- [WHAT YOU HAVE TO DO]:
Your task is to give the listing below back word for word, pictures excluded.

- [INFORMATION SUPPLIED]:
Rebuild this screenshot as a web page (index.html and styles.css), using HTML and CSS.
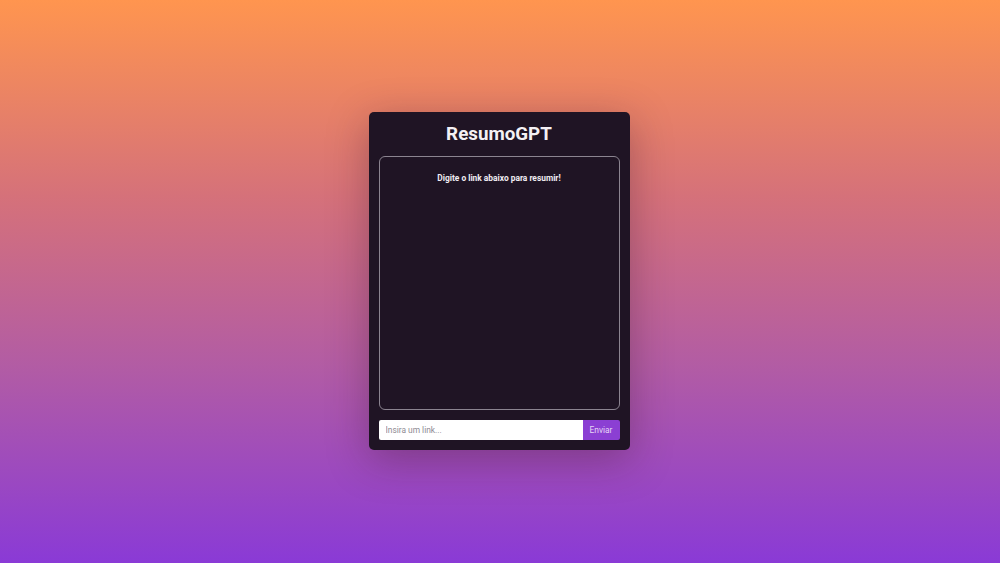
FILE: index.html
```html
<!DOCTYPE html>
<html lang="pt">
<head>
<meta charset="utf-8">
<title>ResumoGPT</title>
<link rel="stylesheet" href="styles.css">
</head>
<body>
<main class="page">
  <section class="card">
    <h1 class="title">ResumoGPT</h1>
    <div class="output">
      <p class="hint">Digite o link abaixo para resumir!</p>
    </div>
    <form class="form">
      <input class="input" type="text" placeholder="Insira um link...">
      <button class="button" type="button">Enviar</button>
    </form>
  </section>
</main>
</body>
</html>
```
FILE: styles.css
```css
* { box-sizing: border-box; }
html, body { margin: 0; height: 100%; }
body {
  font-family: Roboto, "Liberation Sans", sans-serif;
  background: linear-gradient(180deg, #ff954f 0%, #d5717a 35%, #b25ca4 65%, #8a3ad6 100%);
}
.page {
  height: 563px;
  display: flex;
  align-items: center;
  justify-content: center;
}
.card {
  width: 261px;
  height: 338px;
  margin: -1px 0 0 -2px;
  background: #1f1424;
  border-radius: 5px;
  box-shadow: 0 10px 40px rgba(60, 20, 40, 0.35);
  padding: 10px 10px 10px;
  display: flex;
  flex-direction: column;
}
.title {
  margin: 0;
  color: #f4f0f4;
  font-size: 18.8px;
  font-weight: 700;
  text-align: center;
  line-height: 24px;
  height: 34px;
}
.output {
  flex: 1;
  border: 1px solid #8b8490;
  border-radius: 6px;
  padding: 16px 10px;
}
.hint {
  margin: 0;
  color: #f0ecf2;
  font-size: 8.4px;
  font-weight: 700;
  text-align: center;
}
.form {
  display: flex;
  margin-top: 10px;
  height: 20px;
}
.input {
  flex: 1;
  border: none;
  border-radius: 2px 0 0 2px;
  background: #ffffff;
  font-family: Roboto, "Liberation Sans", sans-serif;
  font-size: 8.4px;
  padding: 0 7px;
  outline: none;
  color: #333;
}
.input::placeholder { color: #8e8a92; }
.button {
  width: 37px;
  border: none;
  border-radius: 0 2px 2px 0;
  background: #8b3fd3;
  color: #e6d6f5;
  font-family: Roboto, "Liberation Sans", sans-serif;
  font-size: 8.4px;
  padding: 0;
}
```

- [FULL ANSWER]:
Rebuild this screenshot as a web page (index.html and styles.css), using HTML and CSS.
FILE: index.html
```html
<!DOCTYPE html>
<html lang="pt">
<head>
<meta charset="utf-8">
<title>ResumoGPT</title>
<link rel="stylesheet" href="styles.css">
</head>
<body>
<main class="page">
  <section class="card">
    <h1 class="title">ResumoGPT</h1>
    <div class="output">
      <p class="hint">Digite o link abaixo para resumir!</p>
    </div>
    <form class="form">
      <input class="input" type="text" placeholder="Insira um link...">
      <button class="button" type="button">Enviar</button>
    </form>
  </section>
</main>
</body>
</html>
```
FILE: styles.css
```css
* { box-sizing: border-box; }
html, body { margin: 0; height: 100%; }
body {
  font-family: Roboto, "Liberation Sans", sans-serif;
  background: linear-gradient(180deg, #ff954f 0%, #d5717a 35%, #b25ca4 65%, #8a3ad6 100%);
}
.page {
  height: 563px;
  display: flex;
  align-items: center;
  justify-content: center;
}
.card {
  width: 261px;
  height: 338px;
  margin: -1px 0 0 -2px;
  background: #1f1424;
  border-radius: 5px;
  box-shadow: 0 10px 40px rgba(60, 20, 40, 0.35);
  padding: 10px 10px 10px;
  display: flex;
  flex-direction: column;
}
.title {
  margin: 0;
  color: #f4f0f4;
  font-size: 18.8px;
  font-weight: 700;
  text-align: center;
  line-height: 24px;
  height: 34px;
}
.output {
  flex: 1;
  border: 1px solid #8b8490;
  border-radius: 6px;
  padding: 16px 10px;
}
.hint {
  margin: 0;
  color: #f0ecf2;
  font-size: 8.4px;
  font-weight: 700;
  text-align: center;
}
.form {
  display: flex;
  margin-top: 10px;
  height: 20px;
}
.input {
  flex: 1;
  border: none;
  border-radius: 2px 0 0 2px;
  background: #ffffff;
  font-family: Roboto, "Liberation Sans", sans-serif;
  font-size: 8.4px;
  padding: 0 7px;
  outline: none;
  color: #333;
}
.input::placeholder { color: #8e8a92; }
.button {
  width: 37px;
  border: none;
  border-radius: 0 2px 2px 0;
  background: #8b3fd3;
  color: #e6d6f5;
  font-family: Roboto, "Liberation Sans", sans-serif;
  font-size: 8.4px;
  padding: 0;
}
```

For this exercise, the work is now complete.